The researchers utilized data from the FAOSTAT database (Food and Agriculture Organization Statistical Database) covering 1986-2017. This database provided comprehensive data on agricultural production, trade flows (including bilateral trade data from the Detailed Trade Matrix dataset), and emission intensities. The study employed a bilateral trade input-output (BTIO) approach to adjust agricultural production emissions for trade. Trade-adjusted agricultural emissions (TAE) were calculated as the sum of production-based emissions (PBE) plus import emissions minus export emissions. The analysis included three sensitivity analyses to assess the robustness of the main findings. The first sensitivity analysis replaced regional emission intensities with global ones for non-producer countries. The second analysis adopted a technology-adjusted approach suggested by Kander et al. (2015), accounting for differences in carbon efficiencies across countries. The third analysis incorporated emission intensities associated with both production and imports to account for re-exports. Additionally, the study examined agricultural land-use emissions using FAOSTAT data, adjusting them for trade flows. Data preprocessing involved converting processed food items to their primary equivalent mass using caloric content ratios from FAO and USDA sources. Emission intensities for a category called 'others' (containing various fruits, vegetables, and oilcrops) were calculated using a residual method, subtracting emission from the 14 main categories from the total. The study used three-year averages for most analyses unless otherwise specified.

Global trade-adjusted agricultural emissions (TAE) increased in absolute terms from 3.86 Gt CO₂/yr in 1987 to 5.02 Gt CO₂e/yr in 2015, mirroring the rise in global agricultural production. However, per capita TAE decreased during this period due to improvements in agricultural efficiency. Regional trends showed increases in most regions, except Europe, Oceania, and the Former Soviet Union, which experienced declines due to factors such as increased productivity and economic downturns. At the country level, major agricultural importers such as city-states and Middle Eastern countries showed substantial differences between TAE and PBE, with TAEs being significantly higher. Conversely, major agricultural exporters like Australia and New Zealand had lower TAEs than PBEs. Global emissions embodied in food exports and imports increased significantly over time. Ruminant meat and milk products were major contributors to embodied emissions in most regions, while paddy rice was dominant in Asia. In recent years, the 'others' food group (including soybeans) saw an increasing share of emissions, reflecting the growing demand for feed for animal-source food. The sensitivity analyses showed that the main findings were relatively robust across alternative specifications. Differences between the original approach and the sensitivity analyses were minor except for a few small, trade-dependent countries and when using the technology-adjusted approach. The analysis of agricultural land-use emissions revealed substantial differences between trade-adjusted and unadjusted values, particularly for major exporters (decreases) and importers (increases). The findings demonstrate the importance of considering trade adjustments to improve the accuracy and policy relevance of agricultural emissions accounting.
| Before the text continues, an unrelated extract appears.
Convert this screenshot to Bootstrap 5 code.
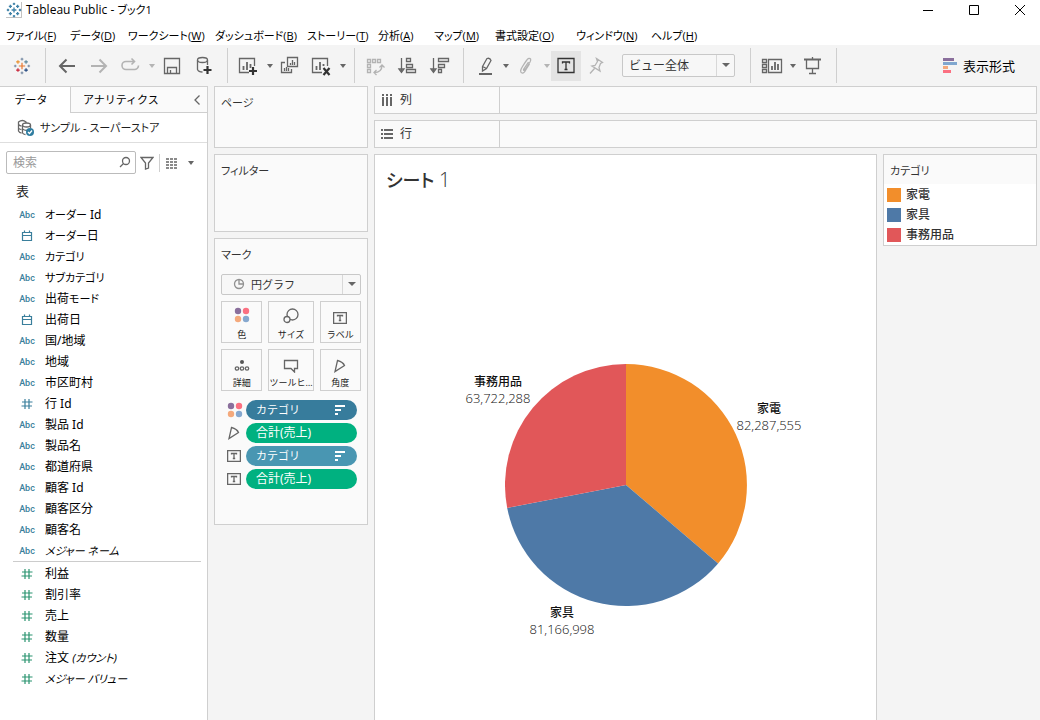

The findings highlight the significant impact of international trade on agricultural emissions, revealing substantial differences between production-based and consumption-based accounting. The large discrepancies, particularly for major importers and exporters, underscore the need to move beyond a solely production-based approach. The inclusion of intermediary trading countries in emissions accounting is crucial, as their role in emissions reduction should not be overlooked. The three sensitivity analyses support the robustness of the main findings. The study challenges the notion that wealthier countries always have higher per capita emissions; several low-income and emerging economies exhibited high per capita TAEs, largely attributed to consumption of emission-intensive food items or less efficient agricultural practices. The results have implications for national emission reduction targets under the Paris Agreement, highlighting the need to integrate trade-adjusted approaches for effective climate change mitigation. The study also points to the major contribution of animal-source foods, particularly ruminant meat and milk products, to emissions, supporting the argument for dietary shifts towards less emission-intensive foods.

This research demonstrates that adjusting agricultural emissions for trade is crucial for accurate climate change mitigation strategies. The significant discrepancies between production-based and trade-adjusted emissions highlight the limitations of solely production-based accounting in a globalized food system. The study's methodology, incorporating a BTIO approach and sensitivity analyses, provides a robust framework for improving national GHG inventories and informing policy decisions. Future research could explore the implications of trade adjustments for nutrient distribution and analyze the effects of specific trade agreements on embodied emissions.

The study's reliance on FAOSTAT data introduces certain limitations. The lack of detailed emission intensities for some food items, grouped under 'others,' might influence the accuracy of overall emissions estimates. The study mainly focuses on farm-gate emissions, excluding pre- and post-production processes like land-use change (though a sensitivity analysis addresses this partially) and transportation emissions. Assuming equal contributions of all items to land-use change for simplicity also limits the precision. The use of the BTIO approach, while transparent and suitable for bilateral agreements, might not capture the complexities of multi-regional trade flows as accurately as MRIO approaches.